What you have to do: Give the material once more, word for word, without any images.

— start —

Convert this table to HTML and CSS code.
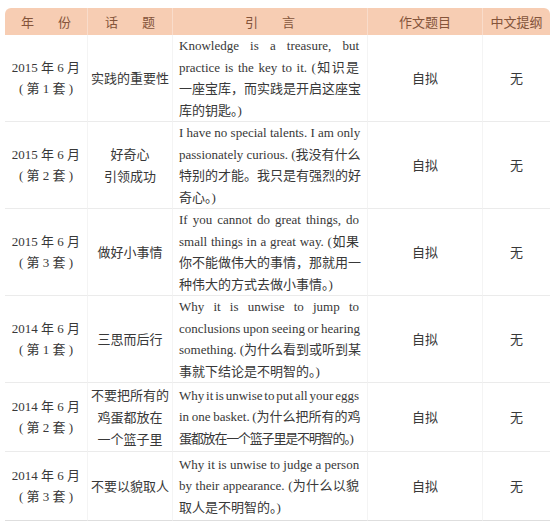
FILE: index.html
```html
<!DOCTYPE html>
<html lang="zh">
<head>
<meta charset="utf-8">
<link rel="stylesheet" href="styles.css">
</head>
<body>
<div class="page">
<table class="essay">
  <colgroup>
    <col class="c-year"><col class="c-topic"><col class="c-quote"><col class="c-title"><col class="c-outline">
  </colgroup>
  <thead>
    <tr>
      <th>年<span class="gap"></span>份</th>
      <th>话<span class="gap"></span>题</th>
      <th>引<span class="gap"></span>言</th>
      <th>作文题目</th>
      <th>中文提纲</th>
    </tr>
  </thead>
  <tbody>
    <tr>
      <td class="year">2015 年 6 月<br>( 第 1 套 )</td>
      <td class="topic">实践的重要性</td>
      <td class="quote">
        <span class="ln">Knowledge is a treasure, but</span>
        <span class="ln">practice is the key to it. (知识是</span>
        <span class="ln">一座宝库，而实践是开启这座宝</span>
        <span class="ln last">库的钥匙。)</span>
      </td>
      <td class="plain">自拟</td>
      <td class="plain">无</td>
    </tr>
    <tr>
      <td class="year">2015 年 6 月<br>( 第 2 套 )</td>
      <td class="topic">好奇心<br>引领成功</td>
      <td class="quote">
        <span class="ln">I have no special talents. I am only</span>
        <span class="ln">passionately curious. (我没有什么</span>
        <span class="ln">特别的才能。我只是有强烈的好</span>
        <span class="ln last">奇心。)</span>
      </td>
      <td class="plain">自拟</td>
      <td class="plain">无</td>
    </tr>
    <tr>
      <td class="year">2015 年 6 月<br>( 第 3 套 )</td>
      <td class="topic">做好小事情</td>
      <td class="quote">
        <span class="ln">If you cannot do great things, do</span>
        <span class="ln">small things in a great way. (如果</span>
        <span class="ln">你不能做伟大的事情，那就用一</span>
        <span class="ln last">种伟大的方式去做小事情。)</span>
      </td>
      <td class="plain">自拟</td>
      <td class="plain">无</td>
    </tr>
    <tr>
      <td class="year">2014 年 6 月<br>( 第 1 套 )</td>
      <td class="topic">三思而后行</td>
      <td class="quote">
        <span class="ln">Why it is unwise to jump to</span>
        <span class="ln tight1">conclusions upon seeing or hearing</span>
        <span class="ln">something. (为什么看到或听到某</span>
        <span class="ln last">事就下结论是不明智的。)</span>
      </td>
      <td class="plain">自拟</td>
      <td class="plain">无</td>
    </tr>
    <tr class="short">
      <td class="year">2014 年 6 月<br>( 第 2 套 )</td>
      <td class="topic">不要把所有的<br>鸡蛋都放在<br>一个篮子里</td>
      <td class="quote">
        <span class="ln tight2">Why it is unwise to put all your eggs</span>
        <span class="ln tight1">in one basket. (为什么把所有的鸡</span>
        <span class="ln last tight3">蛋都放在一个篮子里是不明智的。)</span>
      </td>
      <td class="plain">自拟</td>
      <td class="plain">无</td>
    </tr>
    <tr class="short">
      <td class="year">2014 年 6 月<br>( 第 3 套 )</td>
      <td class="topic">不要以貌取人</td>
      <td class="quote">
        <span class="ln">Why it is unwise to judge a person</span>
        <span class="ln">by their appearance. (为什么以貌</span>
        <span class="ln last">取人是不明智的。)</span>
      </td>
      <td class="plain">自拟</td>
      <td class="plain">无</td>
    </tr>
  </tbody>
</table>
</div>
</body>
</html>
```

FILE: styles.css
```css
html, body {
  margin: 0;
  padding: 0;
  background: #ffffff;
}

.page {
  padding: 8px 0 0 5px;
}

.essay {
  width: 545px;
  border-collapse: separate;
  border-spacing: 0;
  table-layout: fixed;
  font-family: "Liberation Serif", "Noto Sans CJK SC", serif;
  font-size: 13px;
  color: #383838;
}

.c-year { width: 82px; }
.c-topic { width: 85px; }
.c-quote { width: 195px; }
.c-title { width: 115px; }
.c-outline { width: 68px; }

.essay thead th {
  height: 27px;
  padding: 0;
  background: #f7cdb3;
  color: #84543a;
  font-family: "Noto Sans CJK SC", sans-serif;
  font-weight: normal;
  font-size: 13px;
  text-align: center;
  vertical-align: middle;
  border-left: 1px solid #f9dccb;
}

.essay thead th:first-child {
  border-left: none;
  border-top-left-radius: 6px;
}

.essay thead th:last-child {
  border-top-right-radius: 6px;
}

.gap {
  display: inline-block;
  width: 24px;
}

.essay tbody td {
  padding: 0;
  line-height: 21.5px;
  text-align: center;
  vertical-align: middle;
  border-bottom: 1px solid #ebebeb;
  border-left: 1px solid #f4f4f4;
}

.essay tbody td:first-child {
  border-left: none;
}

.essay tbody tr:last-child td {
  border-bottom: 1px solid #dedede;
}

.essay tbody tr.short {
  height: 69px;
}

.essay td.topic {
  font-family: "Noto Sans CJK SC", sans-serif;
  line-height: 22px;
}

.essay td.plain {
  font-family: "Noto Sans CJK SC", sans-serif;
}

.essay td.quote {
  padding: 0 8px 0 6px;
  text-align: left;
}

.ln {
  display: block;
  white-space: nowrap;
  text-align: justify;
  text-align-last: justify;
}

.ln.last {
  text-align-last: left;
}

.ln.tight1 {
  word-spacing: -0.6px;
}

.ln.tight2 {
  word-spacing: -1.6px;
}

.ln.tight3 {
  letter-spacing: -1.2px;
}
```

— end —

Result for this exercise:
Convert this table to HTML and CSS code.
FILE: index.html
```html
<!DOCTYPE html>
<html lang="zh">
<head>
<meta charset="utf-8">
<link rel="stylesheet" href="styles.css">
</head>
<body>
<div class="page">
<table class="essay">
  <colgroup>
    <col class="c-year"><col class="c-topic"><col class="c-quote"><col class="c-title"><col class="c-outline">
  </colgroup>
  <thead>
    <tr>
      <th>年<span class="gap"></span>份</th>
      <th>话<span class="gap"></span>题</th>
      <th>引<span class="gap"></span>言</th>
      <th>作文题目</th>
      <th>中文提纲</th>
    </tr>
  </thead>
  <tbody>
    <tr>
      <td class="year">2015 年 6 月<br>( 第 1 套 )</td>
      <td class="topic">实践的重要性</td>
      <td class="quote">
        <span class="ln">Knowledge is a treasure, but</span>
        <span class="ln">practice is the key to it. (知识是</span>
        <span class="ln">一座宝库，而实践是开启这座宝</span>
        <span class="ln last">库的钥匙。)</span>
      </td>
      <td class="plain">自拟</td>
      <td class="plain">无</td>
    </tr>
    <tr>
      <td class="year">2015 年 6 月<br>( 第 2 套 )</td>
      <td class="topic">好奇心<br>引领成功</td>
      <td class="quote">
        <span class="ln">I have no special talents. I am only</span>
        <span class="ln">passionately curious. (我没有什么</span>
        <span class="ln">特别的才能。我只是有强烈的好</span>
        <span class="ln last">奇心。)</span>
      </td>
      <td class="plain">自拟</td>
      <td class="plain">无</td>
    </tr>
    <tr>
      <td class="year">2015 年 6 月<br>( 第 3 套 )</td>
      <td class="topic">做好小事情</td>
      <td class="quote">
        <span class="ln">If you cannot do great things, do</span>
        <span class="ln">small things in a great way. (如果</span>
        <span class="ln">你不能做伟大的事情，那就用一</span>
        <span class="ln last">种伟大的方式去做小事情。)</span>
      </td>
      <td class="plain">自拟</td>
      <td class="plain">无</td>
    </tr>
    <tr>
      <td class="year">2014 年 6 月<br>( 第 1 套 )</td>
      <td class="topic">三思而后行</td>
      <td class="quote">
        <span class="ln">Why it is unwise to jump to</span>
        <span class="ln tight1">conclusions upon seeing or hearing</span>
        <span class="ln">something. (为什么看到或听到某</span>
        <span class="ln last">事就下结论是不明智的。)</span>
      </td>
      <td class="plain">自拟</td>
      <td class="plain">无</td>
    </tr>
    <tr class="short">
      <td class="year">2014 年 6 月<br>( 第 2 套 )</td>
      <td class="topic">不要把所有的<br>鸡蛋都放在<br>一个篮子里</td>
      <td class="quote">
        <span class="ln tight2">Why it is unwise to put all your eggs</span>
        <span class="ln tight1">in one basket. (为什么把所有的鸡</span>
        <span class="ln last tight3">蛋都放在一个篮子里是不明智的。)</span>
      </td>
      <td class="plain">自拟</td>
      <td class="plain">无</td>
    </tr>
    <tr class="short">
      <td class="year">2014 年 6 月<br>( 第 3 套 )</td>
      <td class="topic">不要以貌取人</td>
      <td class="quote">
        <span class="ln">Why it is unwise to judge a person</span>
        <span class="ln">by their appearance. (为什么以貌</span>
        <span class="ln last">取人是不明智的。)</span>
      </td>
      <td class="plain">自拟</td>
      <td class="plain">无</td>
    </tr>
  </tbody>
</table>
</div>
</body>
</html>
```

FILE: styles.css
```css
html, body {
  margin: 0;
  padding: 0;
  background: #ffffff;
}

.page {
  padding: 8px 0 0 5px;
}

.essay {
  width: 545px;
  border-collapse: separate;
  border-spacing: 0;
  table-layout: fixed;
  font-family: "Liberation Serif", "Noto Sans CJK SC", serif;
  font-size: 13px;
  color: #383838;
}

.c-year { width: 82px; }
.c-topic { width: 85px; }
.c-quote { width: 195px; }
.c-title { width: 115px; }
.c-outline { width: 68px; }

.essay thead th {
  height: 27px;
  padding: 0;
  background: #f7cdb3;
  color: #84543a;
  font-family: "Noto Sans CJK SC", sans-serif;
  font-weight: normal;
  font-size: 13px;
  text-align: center;
  vertical-align: middle;
  border-left: 1px solid #f9dccb;
}

.essay thead th:first-child {
  border-left: none;
  border-top-left-radius: 6px;
}

.essay thead th:last-child {
  border-top-right-radius: 6px;
}

.gap {
  display: inline-block;
  width: 24px;
}

.essay tbody td {
  padding: 0;
  line-height: 21.5px;
  text-align: center;
  vertical-align: middle;
  border-bottom: 1px solid #ebebeb;
  border-left: 1px solid #f4f4f4;
}

.essay tbody td:first-child {
  border-left: none;
}

.essay tbody tr:last-child td {
  border-bottom: 1px solid #dedede;
}

.essay tbody tr.short {
  height: 69px;
}

.essay td.topic {
  font-family: "Noto Sans CJK SC", sans-serif;
  line-height: 22px;
}

.essay td.plain {
  font-family: "Noto Sans CJK SC", sans-serif;
}

.essay td.quote {
  padding: 0 8px 0 6px;
  text-align: left;
}

.ln {
  display: block;
  white-space: nowrap;
  text-align: justify;
  text-align-last: justify;
}

.ln.last {
  text-align-last: left;
}

.ln.tight1 {
  word-spacing: -0.6px;
}

.ln.tight2 {
  word-spacing: -1.6px;
}

.ln.tight3 {
  letter-spacing: -1.2px;
}
```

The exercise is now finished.